#### [Provided material]
□ □ □ □ □

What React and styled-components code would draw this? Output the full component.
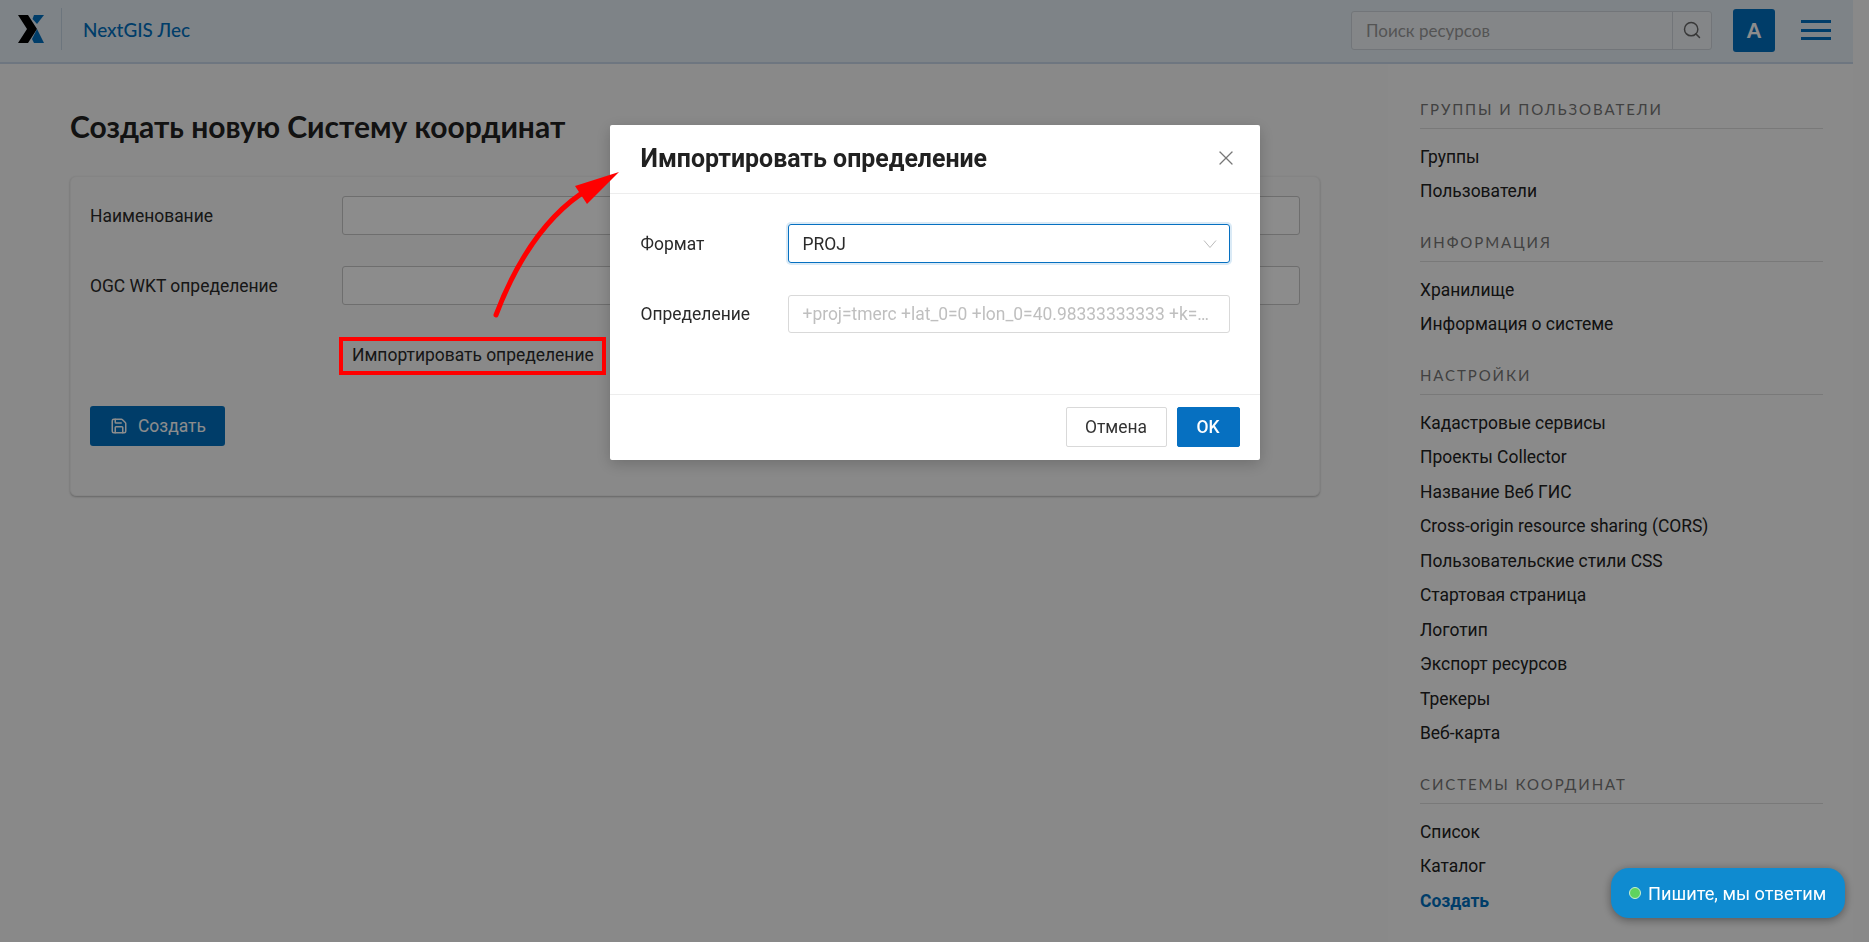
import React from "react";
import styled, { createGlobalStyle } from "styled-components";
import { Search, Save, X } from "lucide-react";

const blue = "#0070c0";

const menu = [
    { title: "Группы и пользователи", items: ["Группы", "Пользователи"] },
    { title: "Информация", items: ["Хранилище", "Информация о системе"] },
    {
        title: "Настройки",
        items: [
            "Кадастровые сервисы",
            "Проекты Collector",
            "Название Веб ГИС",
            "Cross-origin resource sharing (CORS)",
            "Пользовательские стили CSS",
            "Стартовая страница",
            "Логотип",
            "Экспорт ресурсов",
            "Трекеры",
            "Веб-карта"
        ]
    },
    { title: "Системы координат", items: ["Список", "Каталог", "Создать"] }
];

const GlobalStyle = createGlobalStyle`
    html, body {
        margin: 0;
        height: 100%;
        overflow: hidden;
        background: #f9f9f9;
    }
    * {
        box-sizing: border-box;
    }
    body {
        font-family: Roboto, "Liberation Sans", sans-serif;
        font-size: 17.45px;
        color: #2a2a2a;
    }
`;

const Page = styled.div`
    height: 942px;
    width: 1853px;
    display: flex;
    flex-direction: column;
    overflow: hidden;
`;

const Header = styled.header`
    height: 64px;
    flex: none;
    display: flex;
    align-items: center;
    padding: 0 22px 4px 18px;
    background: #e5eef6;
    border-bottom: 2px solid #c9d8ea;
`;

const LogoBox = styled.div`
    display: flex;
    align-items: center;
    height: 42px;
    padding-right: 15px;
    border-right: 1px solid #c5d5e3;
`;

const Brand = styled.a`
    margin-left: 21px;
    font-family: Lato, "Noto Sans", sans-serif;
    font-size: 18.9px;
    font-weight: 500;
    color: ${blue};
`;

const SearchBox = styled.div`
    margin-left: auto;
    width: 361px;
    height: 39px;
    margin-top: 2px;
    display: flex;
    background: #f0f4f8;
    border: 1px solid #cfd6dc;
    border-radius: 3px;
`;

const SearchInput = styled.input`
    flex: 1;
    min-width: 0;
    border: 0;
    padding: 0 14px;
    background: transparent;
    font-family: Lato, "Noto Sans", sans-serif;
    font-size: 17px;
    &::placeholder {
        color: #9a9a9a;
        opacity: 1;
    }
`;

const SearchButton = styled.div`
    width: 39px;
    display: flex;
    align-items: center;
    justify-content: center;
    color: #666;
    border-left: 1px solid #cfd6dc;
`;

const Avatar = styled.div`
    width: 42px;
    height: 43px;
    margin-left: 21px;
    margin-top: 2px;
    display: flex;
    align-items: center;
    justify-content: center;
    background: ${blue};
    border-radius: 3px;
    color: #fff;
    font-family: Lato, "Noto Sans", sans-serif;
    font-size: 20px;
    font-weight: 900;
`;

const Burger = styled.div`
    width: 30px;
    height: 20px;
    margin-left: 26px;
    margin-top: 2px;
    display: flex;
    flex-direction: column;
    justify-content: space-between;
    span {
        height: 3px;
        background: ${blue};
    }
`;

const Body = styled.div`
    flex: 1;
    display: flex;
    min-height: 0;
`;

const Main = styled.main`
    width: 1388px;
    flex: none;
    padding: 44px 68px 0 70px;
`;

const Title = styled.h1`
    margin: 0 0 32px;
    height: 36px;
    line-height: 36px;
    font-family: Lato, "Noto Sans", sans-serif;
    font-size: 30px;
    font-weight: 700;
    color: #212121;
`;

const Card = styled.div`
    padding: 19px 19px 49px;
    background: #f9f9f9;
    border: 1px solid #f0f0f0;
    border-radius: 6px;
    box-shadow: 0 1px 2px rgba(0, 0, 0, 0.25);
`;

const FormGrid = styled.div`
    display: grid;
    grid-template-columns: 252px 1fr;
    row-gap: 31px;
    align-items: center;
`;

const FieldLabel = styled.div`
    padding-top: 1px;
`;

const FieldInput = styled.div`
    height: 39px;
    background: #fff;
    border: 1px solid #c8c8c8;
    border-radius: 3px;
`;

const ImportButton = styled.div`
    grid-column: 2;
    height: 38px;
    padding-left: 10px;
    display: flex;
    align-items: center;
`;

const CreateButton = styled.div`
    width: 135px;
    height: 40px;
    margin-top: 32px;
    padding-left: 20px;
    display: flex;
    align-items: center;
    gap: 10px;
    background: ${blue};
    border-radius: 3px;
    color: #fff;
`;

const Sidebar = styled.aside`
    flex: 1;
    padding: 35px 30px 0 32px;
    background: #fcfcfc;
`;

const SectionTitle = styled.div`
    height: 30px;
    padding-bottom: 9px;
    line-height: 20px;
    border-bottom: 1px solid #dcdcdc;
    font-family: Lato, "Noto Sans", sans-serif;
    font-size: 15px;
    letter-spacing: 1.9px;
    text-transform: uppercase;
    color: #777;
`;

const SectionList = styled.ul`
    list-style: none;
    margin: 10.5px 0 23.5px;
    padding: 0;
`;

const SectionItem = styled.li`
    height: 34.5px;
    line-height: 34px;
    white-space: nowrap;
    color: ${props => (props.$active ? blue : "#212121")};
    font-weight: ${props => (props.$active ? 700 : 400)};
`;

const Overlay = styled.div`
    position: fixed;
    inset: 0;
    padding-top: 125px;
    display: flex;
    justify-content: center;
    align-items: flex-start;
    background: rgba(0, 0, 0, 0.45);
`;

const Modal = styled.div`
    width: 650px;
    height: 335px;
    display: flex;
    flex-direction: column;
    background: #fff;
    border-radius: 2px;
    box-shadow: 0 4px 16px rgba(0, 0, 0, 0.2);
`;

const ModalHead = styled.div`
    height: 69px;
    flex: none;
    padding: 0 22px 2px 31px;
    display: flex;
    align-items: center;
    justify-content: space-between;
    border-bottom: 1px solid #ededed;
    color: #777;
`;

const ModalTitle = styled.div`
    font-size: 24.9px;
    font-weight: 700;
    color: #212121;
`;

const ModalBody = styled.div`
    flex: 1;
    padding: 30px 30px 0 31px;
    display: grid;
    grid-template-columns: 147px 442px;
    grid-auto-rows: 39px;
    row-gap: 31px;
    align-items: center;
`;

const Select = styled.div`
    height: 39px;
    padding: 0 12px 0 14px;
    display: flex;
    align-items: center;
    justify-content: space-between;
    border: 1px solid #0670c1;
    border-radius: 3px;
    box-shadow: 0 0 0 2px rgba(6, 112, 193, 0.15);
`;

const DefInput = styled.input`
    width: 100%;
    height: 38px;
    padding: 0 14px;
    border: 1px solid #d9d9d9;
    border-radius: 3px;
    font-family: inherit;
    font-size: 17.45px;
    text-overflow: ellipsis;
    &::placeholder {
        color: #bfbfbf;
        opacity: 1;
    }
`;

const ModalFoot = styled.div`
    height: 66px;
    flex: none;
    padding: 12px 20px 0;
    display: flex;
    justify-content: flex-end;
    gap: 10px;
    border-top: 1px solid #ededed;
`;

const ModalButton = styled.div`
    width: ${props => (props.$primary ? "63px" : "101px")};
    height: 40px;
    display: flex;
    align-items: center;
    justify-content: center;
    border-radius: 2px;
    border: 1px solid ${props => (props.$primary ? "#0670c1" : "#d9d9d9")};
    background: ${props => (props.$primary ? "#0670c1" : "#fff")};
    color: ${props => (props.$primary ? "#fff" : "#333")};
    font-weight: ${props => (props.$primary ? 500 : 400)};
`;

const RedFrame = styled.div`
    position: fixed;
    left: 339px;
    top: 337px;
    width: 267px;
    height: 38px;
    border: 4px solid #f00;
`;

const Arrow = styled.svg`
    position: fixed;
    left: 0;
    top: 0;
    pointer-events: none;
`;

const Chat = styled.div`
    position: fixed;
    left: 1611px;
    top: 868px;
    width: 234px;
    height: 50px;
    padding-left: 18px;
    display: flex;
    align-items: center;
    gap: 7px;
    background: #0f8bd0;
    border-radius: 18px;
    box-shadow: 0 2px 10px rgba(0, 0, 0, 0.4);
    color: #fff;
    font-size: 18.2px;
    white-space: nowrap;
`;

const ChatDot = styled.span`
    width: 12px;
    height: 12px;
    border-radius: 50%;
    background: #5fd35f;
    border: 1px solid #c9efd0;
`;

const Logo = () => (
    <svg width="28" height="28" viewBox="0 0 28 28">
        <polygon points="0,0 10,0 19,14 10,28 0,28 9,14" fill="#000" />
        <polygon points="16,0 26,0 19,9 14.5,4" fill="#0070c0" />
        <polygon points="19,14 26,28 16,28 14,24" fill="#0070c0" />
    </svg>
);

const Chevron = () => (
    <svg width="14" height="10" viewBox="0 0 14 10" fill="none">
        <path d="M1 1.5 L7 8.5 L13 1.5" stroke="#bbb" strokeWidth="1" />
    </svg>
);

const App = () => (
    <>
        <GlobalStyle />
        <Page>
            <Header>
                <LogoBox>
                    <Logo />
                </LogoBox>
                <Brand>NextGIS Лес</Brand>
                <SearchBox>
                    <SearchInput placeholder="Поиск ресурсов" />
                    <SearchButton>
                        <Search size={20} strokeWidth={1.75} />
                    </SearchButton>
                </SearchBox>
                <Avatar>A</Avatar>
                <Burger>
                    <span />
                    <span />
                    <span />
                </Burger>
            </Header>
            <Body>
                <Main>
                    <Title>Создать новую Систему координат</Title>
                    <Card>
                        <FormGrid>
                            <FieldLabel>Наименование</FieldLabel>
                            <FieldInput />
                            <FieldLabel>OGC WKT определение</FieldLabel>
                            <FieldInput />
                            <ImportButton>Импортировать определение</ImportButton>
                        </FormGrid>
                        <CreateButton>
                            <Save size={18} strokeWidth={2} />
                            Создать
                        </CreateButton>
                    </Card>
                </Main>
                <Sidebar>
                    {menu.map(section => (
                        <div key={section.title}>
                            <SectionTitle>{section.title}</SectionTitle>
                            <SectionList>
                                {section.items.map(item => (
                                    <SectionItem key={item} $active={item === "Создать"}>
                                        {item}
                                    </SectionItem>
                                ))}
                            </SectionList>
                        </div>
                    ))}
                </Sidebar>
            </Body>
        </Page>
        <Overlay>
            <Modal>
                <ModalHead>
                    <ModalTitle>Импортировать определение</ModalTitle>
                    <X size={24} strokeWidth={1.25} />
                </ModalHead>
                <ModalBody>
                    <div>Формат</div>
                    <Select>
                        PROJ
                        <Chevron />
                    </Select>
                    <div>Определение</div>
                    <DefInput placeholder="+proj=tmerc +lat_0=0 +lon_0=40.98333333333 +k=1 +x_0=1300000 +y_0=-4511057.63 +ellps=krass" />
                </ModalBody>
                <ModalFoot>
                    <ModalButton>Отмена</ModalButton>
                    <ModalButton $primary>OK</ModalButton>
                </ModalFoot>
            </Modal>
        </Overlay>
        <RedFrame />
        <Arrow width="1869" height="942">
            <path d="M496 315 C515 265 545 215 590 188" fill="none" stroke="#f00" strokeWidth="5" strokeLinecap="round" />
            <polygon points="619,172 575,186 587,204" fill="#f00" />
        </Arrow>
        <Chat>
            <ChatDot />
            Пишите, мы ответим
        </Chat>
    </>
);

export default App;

□ □ □ □ □

#### [Task goal]
Report all lines of the data above that include the string "components".

#### [Solution to this exercise]
What React and styled-components code would draw this? Output the full component.
import styled, { createGlobalStyle } from "styled-components";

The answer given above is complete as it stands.